Personal information
- Nickname: Chocho
- Born: Rafael Guzmán Hernández April 9, 1986 Guadalajara, Jalisco, Mexico
- Died: October 18, 2011 (aged 25)
- Height: 1.80 m (5 ft 11 in)
- Weight: Lightweight Super featherweight Featherweight

Boxing career
- Reach: 184 cm (72 in)
- Stance: Orthodox

Boxing record
- Total fights: 32
- Wins: 28
- Win by KO: 20
- Losses: 3
- Draws: 1
- No contests: 0

= Rafael Guzmán =

Mexican boxer (1986–2011)

Rafael Guzmán Hernández (9 April 1986 – 18 October 2011) was a Mexican professional boxer. Guzmán is the former WBC FECARBOX Super Featherweight, WBC Mundo Hispano, and WBC FECARBOX Lightweight Champion.

==Early life==
Guzmán started his amateur boxing career at age ten. He's the son of a former professional boxer and was trained by his father throughout his boxing career.

==Professional career==
Guzmán knocked out Ernesto González to win the WBC FECARBOX lightweight title and then he won the WBC Mundo Hispano lightweight title by stopping the veteran Jorge Martínez.

On January 24, 2009 Guzmán upset contender Isaac Bejarano to win the WBC FECARBOX super featherweight title. He won his third title in front of his hometown at the Coliseo Olimpico de la UG in Guadalajara, Jalisco, Mexico.

In June 2011, Guzmán lost to an undefeated Mikey Garcia on HBO's undercard of Sebastian Zbik vs. Julio César Chávez Jr.

==Death==
On October 18, 2011 Guzmán was shot eight times before dying in his hometown of Guadalajara, Jalisco.

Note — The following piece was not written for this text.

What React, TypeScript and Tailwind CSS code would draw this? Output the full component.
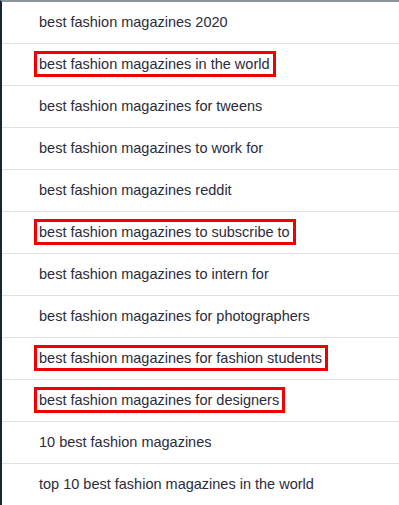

Reports are that he attempted to escape after the initial shots but was unable to advance more than 100 meters.

In a case of mistaken identity, Rafael had survived a previous attack when on his way to see the birth of his fourth child his vehicle was shot eleven times. With one bullet going through him and another staying lodged in his forearm through the remainder of his boxing career.